Given material:

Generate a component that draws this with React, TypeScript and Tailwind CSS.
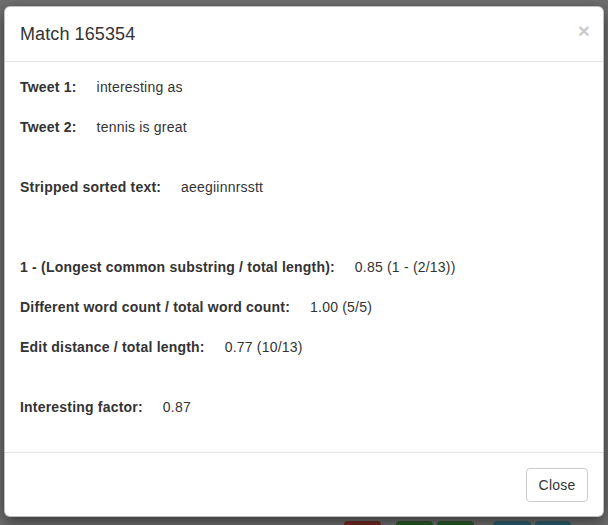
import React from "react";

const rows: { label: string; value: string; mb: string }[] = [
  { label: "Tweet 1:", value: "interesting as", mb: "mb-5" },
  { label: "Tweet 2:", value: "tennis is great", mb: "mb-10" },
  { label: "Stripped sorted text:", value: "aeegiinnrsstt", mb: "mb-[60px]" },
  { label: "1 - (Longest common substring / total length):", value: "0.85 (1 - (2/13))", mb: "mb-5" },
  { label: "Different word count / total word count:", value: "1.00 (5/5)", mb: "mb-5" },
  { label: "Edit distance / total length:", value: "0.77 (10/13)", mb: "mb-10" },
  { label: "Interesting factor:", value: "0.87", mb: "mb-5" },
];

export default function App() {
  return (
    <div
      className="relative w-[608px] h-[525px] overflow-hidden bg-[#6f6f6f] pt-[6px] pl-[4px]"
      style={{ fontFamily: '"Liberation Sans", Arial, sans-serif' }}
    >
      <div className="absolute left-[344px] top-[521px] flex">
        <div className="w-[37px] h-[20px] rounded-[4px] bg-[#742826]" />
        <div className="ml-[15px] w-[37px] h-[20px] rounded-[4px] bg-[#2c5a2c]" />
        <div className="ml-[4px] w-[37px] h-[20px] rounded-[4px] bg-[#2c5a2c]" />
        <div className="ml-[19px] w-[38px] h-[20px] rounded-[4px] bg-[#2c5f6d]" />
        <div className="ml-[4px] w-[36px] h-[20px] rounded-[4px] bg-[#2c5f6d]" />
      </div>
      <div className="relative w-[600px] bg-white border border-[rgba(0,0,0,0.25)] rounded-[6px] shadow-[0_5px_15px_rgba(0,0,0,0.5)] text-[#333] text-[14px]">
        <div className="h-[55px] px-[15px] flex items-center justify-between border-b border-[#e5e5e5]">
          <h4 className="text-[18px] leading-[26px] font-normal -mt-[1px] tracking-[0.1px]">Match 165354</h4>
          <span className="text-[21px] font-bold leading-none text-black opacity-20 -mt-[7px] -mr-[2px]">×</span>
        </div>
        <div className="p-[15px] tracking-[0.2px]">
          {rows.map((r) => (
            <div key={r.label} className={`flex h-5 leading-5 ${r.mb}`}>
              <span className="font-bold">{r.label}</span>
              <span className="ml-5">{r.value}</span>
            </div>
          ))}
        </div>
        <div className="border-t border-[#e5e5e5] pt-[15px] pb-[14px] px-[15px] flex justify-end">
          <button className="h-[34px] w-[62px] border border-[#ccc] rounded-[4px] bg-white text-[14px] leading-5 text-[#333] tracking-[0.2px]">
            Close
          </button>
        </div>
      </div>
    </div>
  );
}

Exercise aim: Using the material above, return every line exactly as it appears, minus the pictures.

Solution below:
Generate a component that draws this with React, TypeScript and Tailwind CSS.
import React from "react";

const rows: { label: string; value: string; mb: string }[] = [
  { label: "Tweet 1:", value: "interesting as", mb: "mb-5" },
  { label: "Tweet 2:", value: "tennis is great", mb: "mb-10" },
  { label: "Stripped sorted text:", value: "aeegiinnrsstt", mb: "mb-[60px]" },
  { label: "1 - (Longest common substring / total length):", value: "0.85 (1 - (2/13))", mb: "mb-5" },
  { label: "Different word count / total word count:", value: "1.00 (5/5)", mb: "mb-5" },
  { label: "Edit distance / total length:", value: "0.77 (10/13)", mb: "mb-10" },
  { label: "Interesting factor:", value: "0.87", mb: "mb-5" },
];

export default function App() {
  return (
    <div
      className="relative w-[608px] h-[525px] overflow-hidden bg-[#6f6f6f] pt-[6px] pl-[4px]"
      style={{ fontFamily: '"Liberation Sans", Arial, sans-serif' }}
    >
      <div className="absolute left-[344px] top-[521px] flex">
        <div className="w-[37px] h-[20px] rounded-[4px] bg-[#742826]" />
        <div className="ml-[15px] w-[37px] h-[20px] rounded-[4px] bg-[#2c5a2c]" />
        <div className="ml-[4px] w-[37px] h-[20px] rounded-[4px] bg-[#2c5a2c]" />
        <div className="ml-[19px] w-[38px] h-[20px] rounded-[4px] bg-[#2c5f6d]" />
        <div className="ml-[4px] w-[36px] h-[20px] rounded-[4px] bg-[#2c5f6d]" />
      </div>
      <div className="relative w-[600px] bg-white border border-[rgba(0,0,0,0.25)] rounded-[6px] shadow-[0_5px_15px_rgba(0,0,0,0.5)] text-[#333] text-[14px]">
        <div className="h-[55px] px-[15px] flex items-center justify-between border-b border-[#e5e5e5]">
          <h4 className="text-[18px] leading-[26px] font-normal -mt-[1px] tracking-[0.1px]">Match 165354</h4>
          <span className="text-[21px] font-bold leading-none text-black opacity-20 -mt-[7px] -mr-[2px]">×</span>
        </div>
        <div className="p-[15px] tracking-[0.2px]">
          {rows.map((r) => (
            <div key={r.label} className={`flex h-5 leading-5 ${r.mb}`}>
              <span className="font-bold">{r.label}</span>
              <span className="ml-5">{r.value}</span>
            </div>
          ))}
        </div>
        <div className="border-t border-[#e5e5e5] pt-[15px] pb-[14px] px-[15px] flex justify-end">
          <button className="h-[34px] w-[62px] border border-[#ccc] rounded-[4px] bg-white text-[14px] leading-5 text-[#333] tracking-[0.2px]">
            Close
          </button>
        </div>
      </div>
    </div>
  );
}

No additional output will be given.